Good photography is good vibes. Often, even bad photography is good vibes. The world needs Seflies, SnapChat cheekiness, cat GIFs, and Doge bombs. However, sometimes, we have to search out the good stuff. We need to look around and ask what’s at stake. Frankly, there’s not a lot resting on your cellphone pictures — they’re not changing the world. When the technologies and file formats with which they were made are obsolete, no-one will care if your phone snaps are lost forever. Least of all you?

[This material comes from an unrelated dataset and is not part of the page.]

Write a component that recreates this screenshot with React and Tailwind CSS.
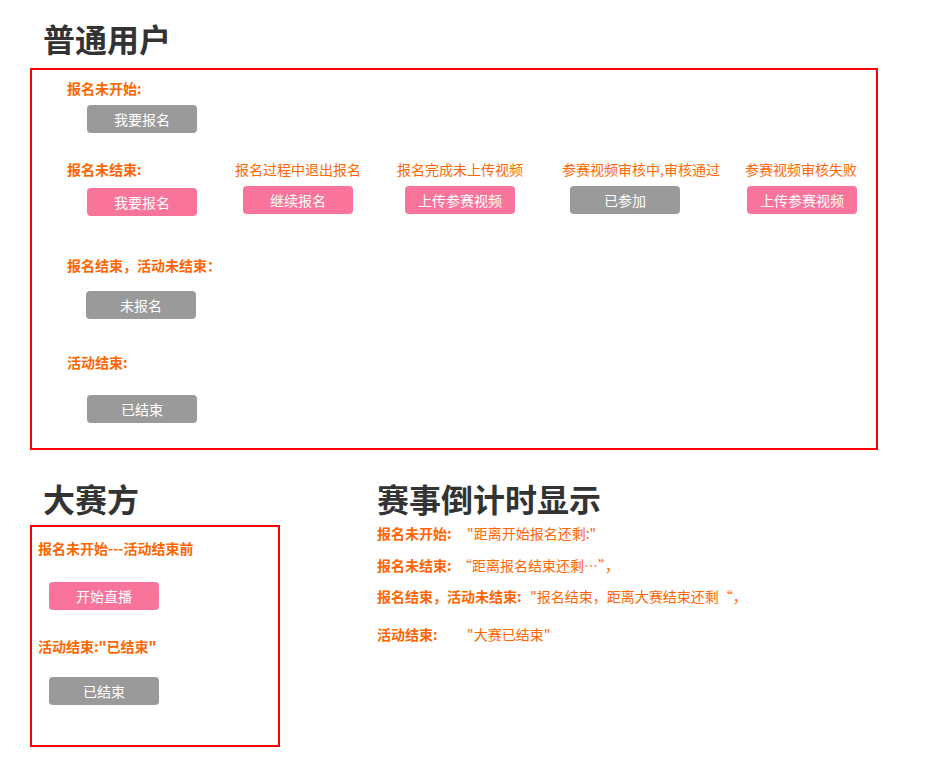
const font = { fontFamily: '"Microsoft YaHei", "Noto Sans CJK SC", sans-serif' }

function Btn({ children, pink, className = '' }) {
    return (
        <div className={`w-[110px] h-[28px] rounded-[4px] flex items-center justify-center text-[14px] text-white ${pink ? 'bg-[#f8749a]' : 'bg-[#9a9a9a]'} ${className}`}>
            {children}
        </div>
    )
}

function Label({ children, className = '' }) {
    return <div className={`text-[14px] leading-[20px] font-bold text-[#ff6600] whitespace-nowrap ${className}`}>{children}</div>
}

function Col({ w, label, btn, pink, btnClass = 'ml-[8px]' }) {
    return (
        <div className={`flex flex-col items-start ${w}`}>
            <div className="text-[14px] leading-[20px] text-[#ff6600] whitespace-nowrap">{label}</div>
            <Btn pink={pink} className={`mt-[7px] ${btnClass}`}>{btn}</Btn>
        </div>
    )
}

export default function App() {
    return (
        <div className="w-[937px] min-h-[779px] bg-white pl-[30px] pt-[18px]" style={font}>
            <h1 className="ml-[13px] text-[32px] leading-[40px] font-bold text-[#333]">普通用户</h1>

            <div className="mt-[10px] w-[848px] h-[382px] border-2 border-[#ff0000] pl-[35px] pt-[8px]">
                <Label>报名未开始:</Label>
                <Btn className="mt-[7px] ml-[20px]">我要报名</Btn>

                <div className="flex mt-[26px]">
                    <div className="flex flex-col items-start w-[168px]">
                        <Label>报名未结束:</Label>
                        <Btn pink className="mt-[9px] ml-[20px]">我要报名</Btn>
                    </div>
                    <Col w="w-[162px]" label="报名过程中退出报名" btn="继续报名" pink />
                    <Col w="w-[165px]" label="报名完成未上传视频" btn="上传参赛视频" pink />
                    <Col w="w-[183px]" label="参赛视频审核中,审核通过" btn="已参加" />
                    <Col w="w-[120px]" label="参赛视频审核失败" btn="上传参赛视频" pink btnClass="ml-[2px]" />
                </div>

                <Label className="mt-[39px]">报名结束，活动未结束：</Label>
                <Btn className="mt-[16px] ml-[19px]">未报名</Btn>

                <Label className="mt-[33px]">活动结束:</Label>
                <Btn className="mt-[23px] ml-[20px]">已结束</Btn>
            </div>

            <div className="flex mt-[28px]">
                <div className="w-[347px]">
                    <h2 className="ml-[13px] text-[32px] leading-[40px] font-bold text-[#333]">大赛方</h2>
                    <div className="mt-[7px] w-[250px] h-[222px] border-2 border-[#ff0000] pl-[6px] pt-[11px]">
                        <Label>报名未开始---活动结束前</Label>
                        <Btn pink className="mt-[24px] ml-[11px]">开始直播</Btn>
                        <Label className="mt-[26px]">活动结束:"已结束"</Label>
                        <Btn className="mt-[21px] ml-[11px]">已结束</Btn>
                    </div>
                </div>

                <div>
                    <h2 className="text-[32px] leading-[40px] font-bold text-[#333]">赛事倒计时显示</h2>
                    <div className="mt-[5px] text-[14px] leading-[20px] text-[#ff6600] whitespace-nowrap">
                        <div className="flex">
                            <span className="w-[90px] font-bold">报名未开始:</span>
                            <span>"距离开始报名还剩:"</span>
                        </div>
                        <div className="flex mt-[12px]">
                            <span className="w-[81px] font-bold">报名未结束:</span>
                            <span>“距离报名结束还剩…”，</span>
                        </div>
                        <div className="flex mt-[11px]">
                            <span className="w-[153px] font-bold">报名结束，活动未结束:</span>
                            <span>"报名结束，距离大赛结束还剩“，</span>
                        </div>
                        <div className="flex mt-[18px]">
                            <span className="w-[90px] font-bold">活动结束:</span>
                            <span>"大赛已结束"</span>
                        </div>
                    </div>
                </div>
            </div>
        </div>
    )
}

When we talk about art, journalism and photography we should be able to single projects out and to define worth. Some creative endeavors are world-changing. I want to give a nod to photographers and artists working with images who inform us about the world and some of its urgent issues. As users and consumers, I want to believe we can leverage rapid publishing and sharing for political and social improvement.

BEST USE OF INSTAGRAM

Ruddy Roye was the first photographer to really stake his style on the meaningful caption. He ditched the hashtags and asked real people some real questions. Based in New York most of his portraits are of people in his neighborhood and jollies around the Big Apple. His feed drips with humanity and reveals stories you couldn’t imagine. This is the REAL Humans OF New York! Also, I like to credit Roye for landing the fatal blow to the snarky #TLDR hashtag.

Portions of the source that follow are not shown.